**Work to do**
Give the number of lines in this listing that contain "components", with no other words.
··· Data ···
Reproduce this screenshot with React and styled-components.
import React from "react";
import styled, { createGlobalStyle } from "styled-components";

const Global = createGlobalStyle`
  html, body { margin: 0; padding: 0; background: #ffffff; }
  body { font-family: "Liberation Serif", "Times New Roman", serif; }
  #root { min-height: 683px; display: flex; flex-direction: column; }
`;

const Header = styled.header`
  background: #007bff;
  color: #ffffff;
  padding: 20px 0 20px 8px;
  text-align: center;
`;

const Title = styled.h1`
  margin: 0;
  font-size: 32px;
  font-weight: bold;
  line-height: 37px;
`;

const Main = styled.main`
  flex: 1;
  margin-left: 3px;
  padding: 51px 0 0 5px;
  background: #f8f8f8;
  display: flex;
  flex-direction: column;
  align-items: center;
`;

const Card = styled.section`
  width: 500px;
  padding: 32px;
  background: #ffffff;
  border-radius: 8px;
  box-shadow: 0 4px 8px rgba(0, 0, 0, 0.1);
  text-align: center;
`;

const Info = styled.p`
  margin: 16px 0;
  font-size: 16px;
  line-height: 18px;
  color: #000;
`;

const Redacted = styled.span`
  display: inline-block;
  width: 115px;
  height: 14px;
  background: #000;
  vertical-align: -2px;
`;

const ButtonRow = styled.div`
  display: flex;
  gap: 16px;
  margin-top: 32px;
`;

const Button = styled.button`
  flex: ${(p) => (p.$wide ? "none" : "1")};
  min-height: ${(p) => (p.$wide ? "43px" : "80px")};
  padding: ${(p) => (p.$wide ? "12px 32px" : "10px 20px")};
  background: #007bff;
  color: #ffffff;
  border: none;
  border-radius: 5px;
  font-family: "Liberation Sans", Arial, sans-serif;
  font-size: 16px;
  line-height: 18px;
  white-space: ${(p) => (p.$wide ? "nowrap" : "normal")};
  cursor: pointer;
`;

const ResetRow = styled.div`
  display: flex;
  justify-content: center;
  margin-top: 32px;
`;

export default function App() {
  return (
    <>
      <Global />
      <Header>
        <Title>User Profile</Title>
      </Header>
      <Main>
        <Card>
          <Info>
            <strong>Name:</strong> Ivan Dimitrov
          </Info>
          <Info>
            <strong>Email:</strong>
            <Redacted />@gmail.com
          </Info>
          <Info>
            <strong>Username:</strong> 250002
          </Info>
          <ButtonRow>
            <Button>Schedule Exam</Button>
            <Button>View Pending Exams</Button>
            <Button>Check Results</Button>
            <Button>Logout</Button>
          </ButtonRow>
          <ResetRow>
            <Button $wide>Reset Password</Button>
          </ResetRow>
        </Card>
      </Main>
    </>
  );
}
···
**Response to the exercise**
2